-- start --
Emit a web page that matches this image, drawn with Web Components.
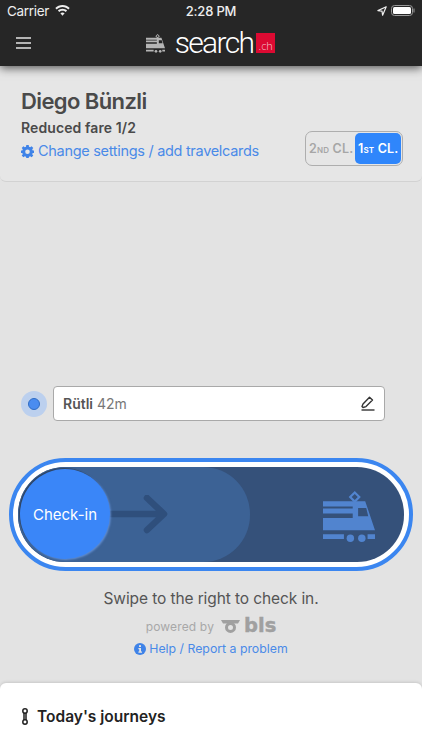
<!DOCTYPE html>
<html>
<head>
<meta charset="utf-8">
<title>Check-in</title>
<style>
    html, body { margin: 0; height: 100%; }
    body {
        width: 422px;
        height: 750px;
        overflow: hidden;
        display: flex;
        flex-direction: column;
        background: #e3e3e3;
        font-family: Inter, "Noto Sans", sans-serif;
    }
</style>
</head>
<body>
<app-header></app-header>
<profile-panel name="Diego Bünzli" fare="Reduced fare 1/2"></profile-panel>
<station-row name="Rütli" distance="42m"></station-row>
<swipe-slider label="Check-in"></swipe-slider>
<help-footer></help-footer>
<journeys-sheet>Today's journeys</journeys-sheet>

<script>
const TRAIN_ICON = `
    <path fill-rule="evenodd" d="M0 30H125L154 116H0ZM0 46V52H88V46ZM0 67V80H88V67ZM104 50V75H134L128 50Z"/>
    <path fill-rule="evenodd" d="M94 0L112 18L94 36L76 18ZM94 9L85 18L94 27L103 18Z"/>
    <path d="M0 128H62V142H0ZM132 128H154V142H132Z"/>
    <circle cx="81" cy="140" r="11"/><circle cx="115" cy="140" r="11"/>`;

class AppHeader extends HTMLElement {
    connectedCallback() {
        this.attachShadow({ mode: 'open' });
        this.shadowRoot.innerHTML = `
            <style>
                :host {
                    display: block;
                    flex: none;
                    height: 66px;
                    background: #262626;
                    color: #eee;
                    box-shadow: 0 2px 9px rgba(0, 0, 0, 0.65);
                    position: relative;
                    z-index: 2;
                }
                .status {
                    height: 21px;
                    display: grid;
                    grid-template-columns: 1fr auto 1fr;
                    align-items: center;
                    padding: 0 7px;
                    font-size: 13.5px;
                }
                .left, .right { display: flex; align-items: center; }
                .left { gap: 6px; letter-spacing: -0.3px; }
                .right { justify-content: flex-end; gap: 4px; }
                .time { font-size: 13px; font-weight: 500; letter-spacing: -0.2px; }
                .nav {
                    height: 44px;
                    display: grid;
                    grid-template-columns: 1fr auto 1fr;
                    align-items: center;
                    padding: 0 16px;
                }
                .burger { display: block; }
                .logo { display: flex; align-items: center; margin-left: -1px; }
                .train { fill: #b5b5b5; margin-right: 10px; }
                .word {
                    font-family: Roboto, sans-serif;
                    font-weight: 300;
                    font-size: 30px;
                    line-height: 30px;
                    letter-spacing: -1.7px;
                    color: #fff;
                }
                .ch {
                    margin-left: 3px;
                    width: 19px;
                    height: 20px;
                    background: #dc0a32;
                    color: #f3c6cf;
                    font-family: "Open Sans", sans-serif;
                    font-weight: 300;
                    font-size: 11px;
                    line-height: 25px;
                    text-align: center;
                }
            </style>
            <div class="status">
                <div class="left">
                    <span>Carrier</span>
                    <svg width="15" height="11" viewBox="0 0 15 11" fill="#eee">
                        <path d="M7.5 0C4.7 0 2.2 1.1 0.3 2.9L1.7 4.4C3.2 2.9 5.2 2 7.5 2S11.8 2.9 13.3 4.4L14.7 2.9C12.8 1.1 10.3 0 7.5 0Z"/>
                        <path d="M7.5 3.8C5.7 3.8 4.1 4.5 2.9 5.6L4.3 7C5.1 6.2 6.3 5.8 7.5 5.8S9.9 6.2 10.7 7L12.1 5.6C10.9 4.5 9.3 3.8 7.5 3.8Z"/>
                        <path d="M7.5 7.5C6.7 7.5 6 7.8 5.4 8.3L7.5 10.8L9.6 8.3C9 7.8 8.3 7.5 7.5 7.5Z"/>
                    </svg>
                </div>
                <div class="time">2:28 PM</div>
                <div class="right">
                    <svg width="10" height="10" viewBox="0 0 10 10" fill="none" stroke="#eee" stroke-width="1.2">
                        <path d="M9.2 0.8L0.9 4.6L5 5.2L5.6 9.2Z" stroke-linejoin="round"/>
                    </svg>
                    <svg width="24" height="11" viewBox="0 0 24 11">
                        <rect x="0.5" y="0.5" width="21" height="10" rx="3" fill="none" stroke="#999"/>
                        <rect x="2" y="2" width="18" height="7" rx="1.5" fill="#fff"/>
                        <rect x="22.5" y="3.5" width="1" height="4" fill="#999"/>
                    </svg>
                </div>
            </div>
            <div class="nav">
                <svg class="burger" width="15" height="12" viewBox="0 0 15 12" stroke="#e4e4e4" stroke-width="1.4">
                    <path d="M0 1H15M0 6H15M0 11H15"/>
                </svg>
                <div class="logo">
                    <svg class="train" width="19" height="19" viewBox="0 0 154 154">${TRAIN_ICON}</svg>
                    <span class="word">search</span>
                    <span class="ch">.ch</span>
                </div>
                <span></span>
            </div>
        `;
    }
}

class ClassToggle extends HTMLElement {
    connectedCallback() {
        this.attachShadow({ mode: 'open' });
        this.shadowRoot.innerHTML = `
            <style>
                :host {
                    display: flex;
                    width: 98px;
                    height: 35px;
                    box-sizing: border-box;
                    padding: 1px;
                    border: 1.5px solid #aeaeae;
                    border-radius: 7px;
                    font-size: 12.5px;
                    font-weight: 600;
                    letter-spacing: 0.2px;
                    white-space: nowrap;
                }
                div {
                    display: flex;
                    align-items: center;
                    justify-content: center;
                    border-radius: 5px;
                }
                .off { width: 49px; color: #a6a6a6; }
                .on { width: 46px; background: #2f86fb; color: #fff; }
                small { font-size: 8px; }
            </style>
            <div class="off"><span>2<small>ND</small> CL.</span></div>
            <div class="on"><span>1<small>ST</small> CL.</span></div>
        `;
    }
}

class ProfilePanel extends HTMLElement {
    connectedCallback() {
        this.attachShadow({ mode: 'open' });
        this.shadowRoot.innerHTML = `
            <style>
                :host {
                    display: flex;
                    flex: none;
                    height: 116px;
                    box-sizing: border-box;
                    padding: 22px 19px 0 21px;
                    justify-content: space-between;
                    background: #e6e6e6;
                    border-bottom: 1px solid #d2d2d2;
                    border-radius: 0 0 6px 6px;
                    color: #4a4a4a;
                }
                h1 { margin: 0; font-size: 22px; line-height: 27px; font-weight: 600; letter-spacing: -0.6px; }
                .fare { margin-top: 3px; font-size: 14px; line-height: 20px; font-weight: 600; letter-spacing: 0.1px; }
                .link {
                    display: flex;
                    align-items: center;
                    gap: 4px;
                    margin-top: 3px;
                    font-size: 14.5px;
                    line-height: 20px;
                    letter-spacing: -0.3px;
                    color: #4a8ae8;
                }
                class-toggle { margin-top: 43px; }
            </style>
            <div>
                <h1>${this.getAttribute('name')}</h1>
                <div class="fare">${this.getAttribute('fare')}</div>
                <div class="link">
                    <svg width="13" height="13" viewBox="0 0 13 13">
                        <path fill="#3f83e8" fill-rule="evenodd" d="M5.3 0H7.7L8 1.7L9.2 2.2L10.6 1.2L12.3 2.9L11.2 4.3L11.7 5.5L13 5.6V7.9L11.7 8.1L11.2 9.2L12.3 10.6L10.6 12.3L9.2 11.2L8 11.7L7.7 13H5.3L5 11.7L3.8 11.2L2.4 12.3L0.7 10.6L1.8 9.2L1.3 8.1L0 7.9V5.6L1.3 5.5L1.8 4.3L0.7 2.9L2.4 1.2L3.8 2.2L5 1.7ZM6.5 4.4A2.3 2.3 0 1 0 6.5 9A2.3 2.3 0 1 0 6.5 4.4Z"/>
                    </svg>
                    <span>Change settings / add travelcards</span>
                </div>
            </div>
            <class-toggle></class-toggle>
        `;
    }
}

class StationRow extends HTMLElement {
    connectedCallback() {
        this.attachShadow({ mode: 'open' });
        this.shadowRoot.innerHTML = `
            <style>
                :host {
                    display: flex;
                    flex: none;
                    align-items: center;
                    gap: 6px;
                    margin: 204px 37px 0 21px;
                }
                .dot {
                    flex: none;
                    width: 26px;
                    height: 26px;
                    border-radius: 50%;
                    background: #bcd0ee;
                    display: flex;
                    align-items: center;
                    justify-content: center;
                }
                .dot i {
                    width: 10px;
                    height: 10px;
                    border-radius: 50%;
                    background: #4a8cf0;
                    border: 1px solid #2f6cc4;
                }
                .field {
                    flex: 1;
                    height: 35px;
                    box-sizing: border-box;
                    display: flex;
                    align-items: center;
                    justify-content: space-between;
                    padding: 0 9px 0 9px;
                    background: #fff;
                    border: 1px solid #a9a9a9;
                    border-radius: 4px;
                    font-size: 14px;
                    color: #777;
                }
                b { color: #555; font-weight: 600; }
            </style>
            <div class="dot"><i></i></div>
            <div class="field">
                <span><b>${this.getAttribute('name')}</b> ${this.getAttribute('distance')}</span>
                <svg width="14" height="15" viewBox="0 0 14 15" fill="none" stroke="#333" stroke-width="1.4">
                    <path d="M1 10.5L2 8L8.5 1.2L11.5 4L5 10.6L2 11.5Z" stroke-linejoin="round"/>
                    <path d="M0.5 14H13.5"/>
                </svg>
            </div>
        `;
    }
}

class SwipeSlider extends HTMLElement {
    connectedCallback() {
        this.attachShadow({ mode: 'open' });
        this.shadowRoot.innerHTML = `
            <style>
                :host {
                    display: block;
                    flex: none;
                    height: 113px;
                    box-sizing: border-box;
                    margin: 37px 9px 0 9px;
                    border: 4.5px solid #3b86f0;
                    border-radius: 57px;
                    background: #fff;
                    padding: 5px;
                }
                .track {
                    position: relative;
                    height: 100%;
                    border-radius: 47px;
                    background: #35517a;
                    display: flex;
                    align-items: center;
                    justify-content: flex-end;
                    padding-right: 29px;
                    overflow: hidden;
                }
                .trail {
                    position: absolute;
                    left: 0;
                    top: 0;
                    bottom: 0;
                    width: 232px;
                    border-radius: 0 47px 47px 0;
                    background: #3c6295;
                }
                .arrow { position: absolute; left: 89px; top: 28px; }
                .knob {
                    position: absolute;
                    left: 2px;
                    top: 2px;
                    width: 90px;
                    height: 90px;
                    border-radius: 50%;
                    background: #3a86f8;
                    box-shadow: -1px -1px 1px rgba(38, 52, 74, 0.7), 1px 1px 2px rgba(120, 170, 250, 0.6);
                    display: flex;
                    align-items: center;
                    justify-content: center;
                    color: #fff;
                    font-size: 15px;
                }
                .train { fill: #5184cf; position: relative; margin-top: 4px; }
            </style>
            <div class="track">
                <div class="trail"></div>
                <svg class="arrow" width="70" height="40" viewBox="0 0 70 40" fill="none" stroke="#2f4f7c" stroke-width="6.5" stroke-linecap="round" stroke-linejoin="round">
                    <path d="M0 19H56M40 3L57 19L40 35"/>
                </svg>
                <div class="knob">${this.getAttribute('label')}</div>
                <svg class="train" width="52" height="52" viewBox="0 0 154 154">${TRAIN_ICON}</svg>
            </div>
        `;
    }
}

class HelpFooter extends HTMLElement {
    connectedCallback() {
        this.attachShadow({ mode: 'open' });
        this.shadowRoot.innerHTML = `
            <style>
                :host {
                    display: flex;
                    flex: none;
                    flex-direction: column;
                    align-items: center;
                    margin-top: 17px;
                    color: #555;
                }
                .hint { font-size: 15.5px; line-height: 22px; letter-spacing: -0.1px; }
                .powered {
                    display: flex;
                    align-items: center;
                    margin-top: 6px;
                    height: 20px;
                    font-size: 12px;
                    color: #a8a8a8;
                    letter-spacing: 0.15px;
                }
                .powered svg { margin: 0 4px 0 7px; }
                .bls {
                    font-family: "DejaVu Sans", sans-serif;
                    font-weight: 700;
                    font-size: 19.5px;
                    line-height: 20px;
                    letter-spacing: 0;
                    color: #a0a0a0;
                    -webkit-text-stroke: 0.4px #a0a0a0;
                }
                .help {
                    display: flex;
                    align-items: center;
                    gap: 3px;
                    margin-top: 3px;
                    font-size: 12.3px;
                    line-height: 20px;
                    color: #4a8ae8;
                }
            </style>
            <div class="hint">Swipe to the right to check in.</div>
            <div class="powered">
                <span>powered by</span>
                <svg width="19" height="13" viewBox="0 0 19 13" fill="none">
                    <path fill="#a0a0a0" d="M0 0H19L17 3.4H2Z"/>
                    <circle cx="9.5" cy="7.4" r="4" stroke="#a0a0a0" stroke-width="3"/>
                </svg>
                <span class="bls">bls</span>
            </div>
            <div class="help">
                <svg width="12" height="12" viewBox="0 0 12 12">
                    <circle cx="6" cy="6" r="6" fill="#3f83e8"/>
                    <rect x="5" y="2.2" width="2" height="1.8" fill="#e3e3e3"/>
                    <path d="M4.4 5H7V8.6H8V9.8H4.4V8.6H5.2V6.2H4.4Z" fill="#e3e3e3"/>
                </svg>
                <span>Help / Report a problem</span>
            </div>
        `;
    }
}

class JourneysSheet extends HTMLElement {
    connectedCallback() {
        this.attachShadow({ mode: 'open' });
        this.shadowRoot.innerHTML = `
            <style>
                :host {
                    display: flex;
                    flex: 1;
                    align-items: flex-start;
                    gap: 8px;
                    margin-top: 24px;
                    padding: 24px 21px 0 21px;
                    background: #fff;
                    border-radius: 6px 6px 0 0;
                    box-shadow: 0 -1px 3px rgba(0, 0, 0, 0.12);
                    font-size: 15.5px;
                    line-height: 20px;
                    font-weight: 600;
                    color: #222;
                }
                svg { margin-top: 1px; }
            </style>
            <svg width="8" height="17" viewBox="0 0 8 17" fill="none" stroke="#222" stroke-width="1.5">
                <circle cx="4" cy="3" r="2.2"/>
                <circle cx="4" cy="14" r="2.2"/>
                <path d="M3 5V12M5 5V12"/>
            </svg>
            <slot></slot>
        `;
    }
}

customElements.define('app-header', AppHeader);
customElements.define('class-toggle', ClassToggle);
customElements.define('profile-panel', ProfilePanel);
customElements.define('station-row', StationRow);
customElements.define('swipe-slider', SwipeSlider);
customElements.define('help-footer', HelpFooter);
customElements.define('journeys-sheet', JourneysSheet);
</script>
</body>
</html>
-- end --
> [WHAT IS BEING ASKED]:
Extract the lines exactly, please: the first line of the listing, the line with "<journeys-sheet>Today's journeys</journeys-sheet>", and every line between them, but no pictures.

> [REPLY]:
Emit a web page that matches this image, drawn with Web Components.
<!DOCTYPE html>
<html>
<head>
<meta charset="utf-8">
<title>Check-in</title>
<style>
    html, body { margin: 0; height: 100%; }
    body {
        width: 422px;
        height: 750px;
        overflow: hidden;
        display: flex;
        flex-direction: column;
        background: #e3e3e3;
        font-family: Inter, "Noto Sans", sans-serif;
    }
</style>
</head>
<body>
<app-header></app-header>
<profile-panel name="Diego Bünzli" fare="Reduced fare 1/2"></profile-panel>
<station-row name="Rütli" distance="42m"></station-row>
<swipe-slider label="Check-in"></swipe-slider>
<help-footer></help-footer>
<journeys-sheet>Today's journeys</journeys-sheet>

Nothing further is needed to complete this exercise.